[A run of records]
___
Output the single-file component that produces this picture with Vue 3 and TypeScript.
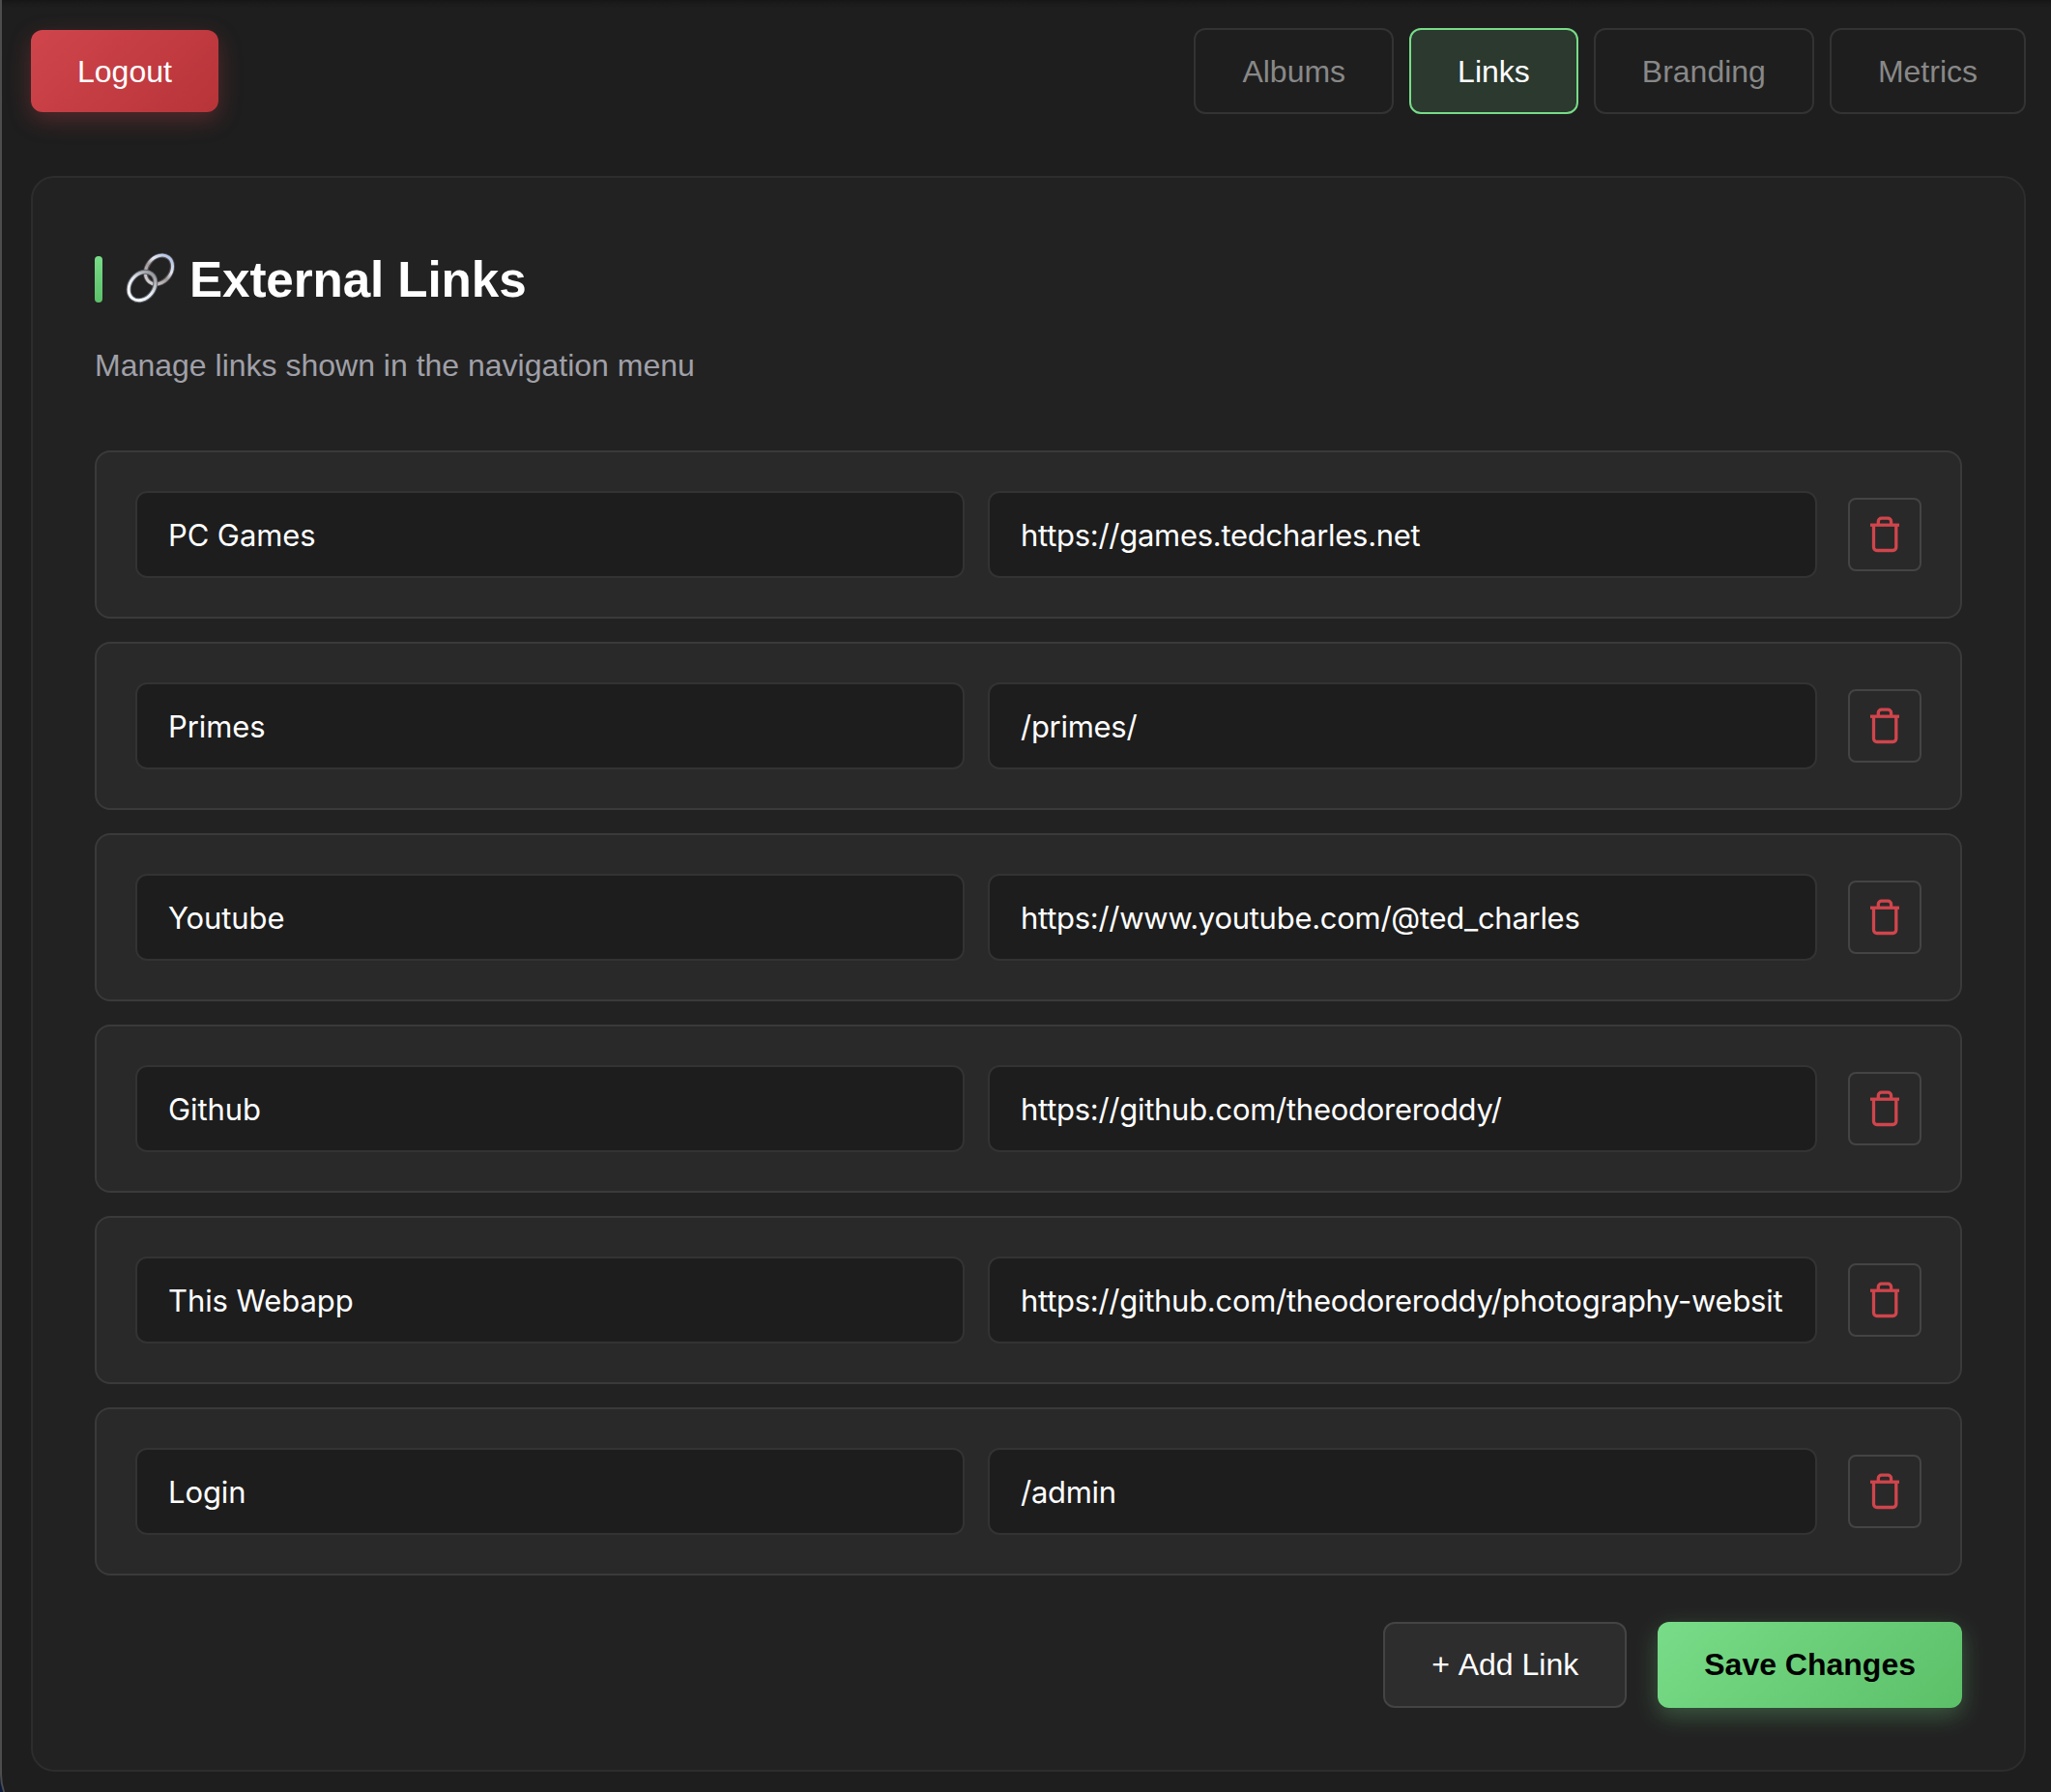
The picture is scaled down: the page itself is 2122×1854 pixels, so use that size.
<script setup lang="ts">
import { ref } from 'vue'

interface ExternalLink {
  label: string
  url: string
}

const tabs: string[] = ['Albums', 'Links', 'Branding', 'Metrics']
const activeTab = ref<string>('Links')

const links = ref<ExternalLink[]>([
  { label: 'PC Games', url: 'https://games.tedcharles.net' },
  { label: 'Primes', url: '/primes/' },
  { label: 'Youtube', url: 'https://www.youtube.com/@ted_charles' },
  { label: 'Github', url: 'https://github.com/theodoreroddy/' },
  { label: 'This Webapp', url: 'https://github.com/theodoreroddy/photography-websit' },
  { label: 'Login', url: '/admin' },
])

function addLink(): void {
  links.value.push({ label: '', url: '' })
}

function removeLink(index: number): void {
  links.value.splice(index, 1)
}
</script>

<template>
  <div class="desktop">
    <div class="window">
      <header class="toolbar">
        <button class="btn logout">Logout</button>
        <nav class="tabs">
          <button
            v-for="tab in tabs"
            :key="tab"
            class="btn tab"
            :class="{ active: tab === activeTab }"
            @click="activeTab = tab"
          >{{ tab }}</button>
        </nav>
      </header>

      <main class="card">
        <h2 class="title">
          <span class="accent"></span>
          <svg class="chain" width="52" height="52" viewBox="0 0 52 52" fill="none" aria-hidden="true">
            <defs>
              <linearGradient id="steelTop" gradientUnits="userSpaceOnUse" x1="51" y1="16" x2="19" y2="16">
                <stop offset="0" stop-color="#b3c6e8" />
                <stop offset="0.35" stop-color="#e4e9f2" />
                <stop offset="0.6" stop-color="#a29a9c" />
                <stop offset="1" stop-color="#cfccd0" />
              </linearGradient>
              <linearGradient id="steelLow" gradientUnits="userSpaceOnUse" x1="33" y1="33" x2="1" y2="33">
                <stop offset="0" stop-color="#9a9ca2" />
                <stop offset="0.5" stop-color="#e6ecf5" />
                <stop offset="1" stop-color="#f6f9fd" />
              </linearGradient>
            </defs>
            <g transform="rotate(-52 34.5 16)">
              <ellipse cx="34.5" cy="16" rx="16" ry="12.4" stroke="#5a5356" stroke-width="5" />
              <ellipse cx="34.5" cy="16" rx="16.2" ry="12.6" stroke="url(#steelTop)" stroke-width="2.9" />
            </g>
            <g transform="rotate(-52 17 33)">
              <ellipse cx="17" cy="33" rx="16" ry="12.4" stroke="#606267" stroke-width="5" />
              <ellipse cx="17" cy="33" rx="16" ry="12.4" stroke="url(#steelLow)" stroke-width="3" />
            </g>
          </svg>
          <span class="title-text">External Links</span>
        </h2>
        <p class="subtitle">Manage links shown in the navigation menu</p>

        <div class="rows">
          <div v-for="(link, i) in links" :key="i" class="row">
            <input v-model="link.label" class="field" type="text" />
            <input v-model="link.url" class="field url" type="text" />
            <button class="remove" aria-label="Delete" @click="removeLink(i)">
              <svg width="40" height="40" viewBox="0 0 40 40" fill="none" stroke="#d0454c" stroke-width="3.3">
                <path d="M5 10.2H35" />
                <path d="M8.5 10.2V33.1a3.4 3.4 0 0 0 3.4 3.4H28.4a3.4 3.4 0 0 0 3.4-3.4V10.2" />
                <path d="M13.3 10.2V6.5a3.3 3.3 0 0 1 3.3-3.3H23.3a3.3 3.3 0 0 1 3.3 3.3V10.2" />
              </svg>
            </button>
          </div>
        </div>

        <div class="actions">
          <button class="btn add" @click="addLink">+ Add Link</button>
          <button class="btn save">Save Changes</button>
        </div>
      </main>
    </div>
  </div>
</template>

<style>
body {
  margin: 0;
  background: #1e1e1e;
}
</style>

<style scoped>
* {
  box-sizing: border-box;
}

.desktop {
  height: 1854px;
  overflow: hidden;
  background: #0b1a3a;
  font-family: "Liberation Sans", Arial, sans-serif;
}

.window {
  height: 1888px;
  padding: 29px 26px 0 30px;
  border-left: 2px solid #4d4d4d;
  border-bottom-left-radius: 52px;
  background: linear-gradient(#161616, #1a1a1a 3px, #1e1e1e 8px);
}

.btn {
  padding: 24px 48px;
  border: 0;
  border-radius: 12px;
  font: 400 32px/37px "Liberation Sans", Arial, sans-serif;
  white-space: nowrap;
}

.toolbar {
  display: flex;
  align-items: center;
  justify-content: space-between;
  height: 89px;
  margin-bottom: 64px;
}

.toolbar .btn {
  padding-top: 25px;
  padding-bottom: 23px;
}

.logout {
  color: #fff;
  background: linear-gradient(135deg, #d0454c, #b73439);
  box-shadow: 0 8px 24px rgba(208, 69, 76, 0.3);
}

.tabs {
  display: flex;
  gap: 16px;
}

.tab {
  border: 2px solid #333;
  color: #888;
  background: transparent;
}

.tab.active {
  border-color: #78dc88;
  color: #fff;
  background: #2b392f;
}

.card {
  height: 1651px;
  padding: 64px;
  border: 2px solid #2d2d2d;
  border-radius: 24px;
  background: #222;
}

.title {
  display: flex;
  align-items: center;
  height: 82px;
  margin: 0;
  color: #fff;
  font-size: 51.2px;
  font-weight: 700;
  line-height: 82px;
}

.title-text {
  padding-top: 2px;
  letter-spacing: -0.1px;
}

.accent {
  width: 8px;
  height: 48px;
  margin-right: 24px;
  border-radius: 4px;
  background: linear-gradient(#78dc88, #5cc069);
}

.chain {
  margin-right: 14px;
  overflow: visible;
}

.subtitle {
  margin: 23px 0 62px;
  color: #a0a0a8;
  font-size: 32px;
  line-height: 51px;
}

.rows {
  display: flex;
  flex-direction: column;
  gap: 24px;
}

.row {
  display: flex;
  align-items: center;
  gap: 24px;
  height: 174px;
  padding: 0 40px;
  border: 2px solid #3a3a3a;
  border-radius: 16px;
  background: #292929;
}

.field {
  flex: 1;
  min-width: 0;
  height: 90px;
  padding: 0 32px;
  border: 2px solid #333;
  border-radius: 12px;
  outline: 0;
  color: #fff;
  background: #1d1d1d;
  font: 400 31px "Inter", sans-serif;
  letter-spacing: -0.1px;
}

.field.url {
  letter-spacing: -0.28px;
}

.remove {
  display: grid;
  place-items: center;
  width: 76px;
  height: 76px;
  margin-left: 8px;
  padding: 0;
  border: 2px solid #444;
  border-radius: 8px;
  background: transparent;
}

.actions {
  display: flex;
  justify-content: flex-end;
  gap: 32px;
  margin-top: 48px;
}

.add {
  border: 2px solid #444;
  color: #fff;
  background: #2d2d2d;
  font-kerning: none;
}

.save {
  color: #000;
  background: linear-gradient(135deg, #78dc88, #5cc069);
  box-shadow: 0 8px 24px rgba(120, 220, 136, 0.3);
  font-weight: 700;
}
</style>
___
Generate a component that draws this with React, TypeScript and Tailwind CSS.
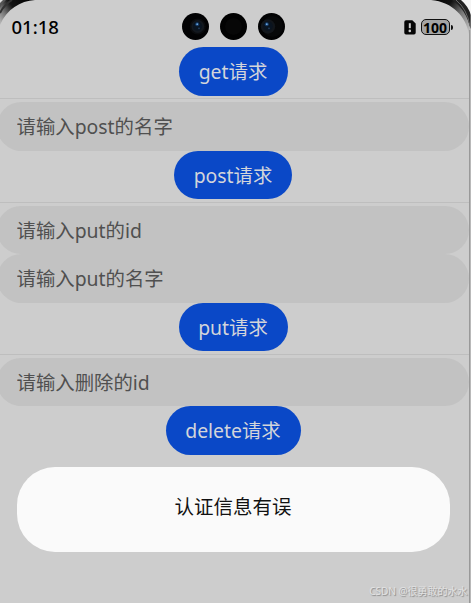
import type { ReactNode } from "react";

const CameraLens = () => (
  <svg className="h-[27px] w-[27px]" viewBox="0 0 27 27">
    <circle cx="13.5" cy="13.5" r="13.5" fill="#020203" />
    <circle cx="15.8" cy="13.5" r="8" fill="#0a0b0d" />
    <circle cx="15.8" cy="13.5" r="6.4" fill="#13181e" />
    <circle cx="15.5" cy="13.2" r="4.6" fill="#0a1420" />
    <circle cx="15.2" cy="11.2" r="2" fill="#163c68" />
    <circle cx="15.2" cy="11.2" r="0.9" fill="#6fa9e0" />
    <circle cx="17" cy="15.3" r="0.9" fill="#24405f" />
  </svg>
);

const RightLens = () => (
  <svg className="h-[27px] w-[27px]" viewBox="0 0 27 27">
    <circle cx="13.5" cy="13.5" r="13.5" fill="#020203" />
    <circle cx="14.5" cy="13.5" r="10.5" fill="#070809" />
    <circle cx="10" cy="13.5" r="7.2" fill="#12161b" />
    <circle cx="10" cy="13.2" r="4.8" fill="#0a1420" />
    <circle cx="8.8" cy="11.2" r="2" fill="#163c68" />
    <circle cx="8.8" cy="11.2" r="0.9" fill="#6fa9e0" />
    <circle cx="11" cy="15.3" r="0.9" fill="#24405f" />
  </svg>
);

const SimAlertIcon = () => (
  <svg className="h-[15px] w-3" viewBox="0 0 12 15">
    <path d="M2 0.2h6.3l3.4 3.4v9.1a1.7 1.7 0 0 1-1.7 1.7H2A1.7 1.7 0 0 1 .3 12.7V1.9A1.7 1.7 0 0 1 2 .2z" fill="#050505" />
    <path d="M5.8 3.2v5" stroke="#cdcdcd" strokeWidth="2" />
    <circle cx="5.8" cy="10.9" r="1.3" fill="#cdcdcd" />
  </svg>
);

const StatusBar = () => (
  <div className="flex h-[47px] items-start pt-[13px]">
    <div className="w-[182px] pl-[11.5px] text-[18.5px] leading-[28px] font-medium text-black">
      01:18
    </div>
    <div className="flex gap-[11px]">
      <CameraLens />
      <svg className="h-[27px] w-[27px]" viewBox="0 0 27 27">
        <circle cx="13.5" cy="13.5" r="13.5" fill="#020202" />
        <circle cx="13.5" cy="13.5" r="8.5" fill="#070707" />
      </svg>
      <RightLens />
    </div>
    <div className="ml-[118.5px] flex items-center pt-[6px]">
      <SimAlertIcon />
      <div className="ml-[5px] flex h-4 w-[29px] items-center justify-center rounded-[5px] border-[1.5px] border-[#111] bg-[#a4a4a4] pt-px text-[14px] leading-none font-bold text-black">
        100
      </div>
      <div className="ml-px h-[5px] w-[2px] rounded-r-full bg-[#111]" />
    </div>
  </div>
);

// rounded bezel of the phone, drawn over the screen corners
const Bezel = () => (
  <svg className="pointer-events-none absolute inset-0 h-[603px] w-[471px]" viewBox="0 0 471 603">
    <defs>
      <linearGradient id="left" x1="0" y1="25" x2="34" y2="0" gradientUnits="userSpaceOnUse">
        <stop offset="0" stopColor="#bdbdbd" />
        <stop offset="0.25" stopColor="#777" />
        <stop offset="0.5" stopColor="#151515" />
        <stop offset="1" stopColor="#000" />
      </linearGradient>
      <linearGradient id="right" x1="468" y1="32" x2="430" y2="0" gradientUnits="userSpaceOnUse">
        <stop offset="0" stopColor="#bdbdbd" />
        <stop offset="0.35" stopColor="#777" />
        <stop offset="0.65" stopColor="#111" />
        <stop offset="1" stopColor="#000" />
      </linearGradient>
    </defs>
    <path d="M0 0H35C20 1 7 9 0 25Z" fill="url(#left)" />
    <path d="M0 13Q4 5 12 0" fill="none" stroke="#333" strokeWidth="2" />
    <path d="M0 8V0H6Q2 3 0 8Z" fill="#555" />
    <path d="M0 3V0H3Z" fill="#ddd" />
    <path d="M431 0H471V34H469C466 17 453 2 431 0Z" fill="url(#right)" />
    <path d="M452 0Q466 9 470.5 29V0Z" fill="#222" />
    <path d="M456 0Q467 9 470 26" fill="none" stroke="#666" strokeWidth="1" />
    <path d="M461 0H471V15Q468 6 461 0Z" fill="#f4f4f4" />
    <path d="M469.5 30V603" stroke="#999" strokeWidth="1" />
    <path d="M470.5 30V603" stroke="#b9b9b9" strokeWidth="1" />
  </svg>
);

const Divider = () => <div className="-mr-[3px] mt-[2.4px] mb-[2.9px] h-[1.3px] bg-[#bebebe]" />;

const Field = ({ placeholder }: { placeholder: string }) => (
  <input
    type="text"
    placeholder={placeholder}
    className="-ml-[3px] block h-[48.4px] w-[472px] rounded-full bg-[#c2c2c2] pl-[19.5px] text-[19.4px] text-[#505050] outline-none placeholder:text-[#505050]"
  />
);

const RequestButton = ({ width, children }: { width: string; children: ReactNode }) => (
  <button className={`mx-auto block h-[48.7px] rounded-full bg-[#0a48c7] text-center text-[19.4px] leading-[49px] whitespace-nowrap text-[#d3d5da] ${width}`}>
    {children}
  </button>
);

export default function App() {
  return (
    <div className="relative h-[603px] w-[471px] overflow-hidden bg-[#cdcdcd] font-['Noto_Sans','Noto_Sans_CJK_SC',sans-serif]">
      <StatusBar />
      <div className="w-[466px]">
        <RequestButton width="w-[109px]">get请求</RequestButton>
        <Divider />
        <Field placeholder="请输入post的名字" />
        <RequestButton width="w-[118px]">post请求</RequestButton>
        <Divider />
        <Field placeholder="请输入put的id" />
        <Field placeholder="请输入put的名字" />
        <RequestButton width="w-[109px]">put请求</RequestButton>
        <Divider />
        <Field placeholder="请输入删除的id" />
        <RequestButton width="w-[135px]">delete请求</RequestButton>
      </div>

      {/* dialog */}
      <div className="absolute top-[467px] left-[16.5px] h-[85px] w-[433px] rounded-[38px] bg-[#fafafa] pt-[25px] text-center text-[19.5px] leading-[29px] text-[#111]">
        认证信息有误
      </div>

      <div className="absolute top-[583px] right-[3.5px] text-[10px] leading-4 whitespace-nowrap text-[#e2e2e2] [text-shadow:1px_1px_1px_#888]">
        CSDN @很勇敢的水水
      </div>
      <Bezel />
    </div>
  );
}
___
• EXERCISE DETAILS: Above are some records. Reproduce the lines from the one with "Output the single-file" down to the one with "const activeTab = ref<string>('Links')", keeping both, and leave every picture out.

• RESPONSE TO THIS EXERCISE:
Output the single-file component that produces this picture with Vue 3 and TypeScript.
The picture is scaled down: the page itself is 2122×1854 pixels, so use that size.
<script setup lang="ts">
import { ref } from 'vue'

interface ExternalLink {
  label: string
  url: string
}

const tabs: string[] = ['Albums', 'Links', 'Branding', 'Metrics']
const activeTab = ref<string>('Links')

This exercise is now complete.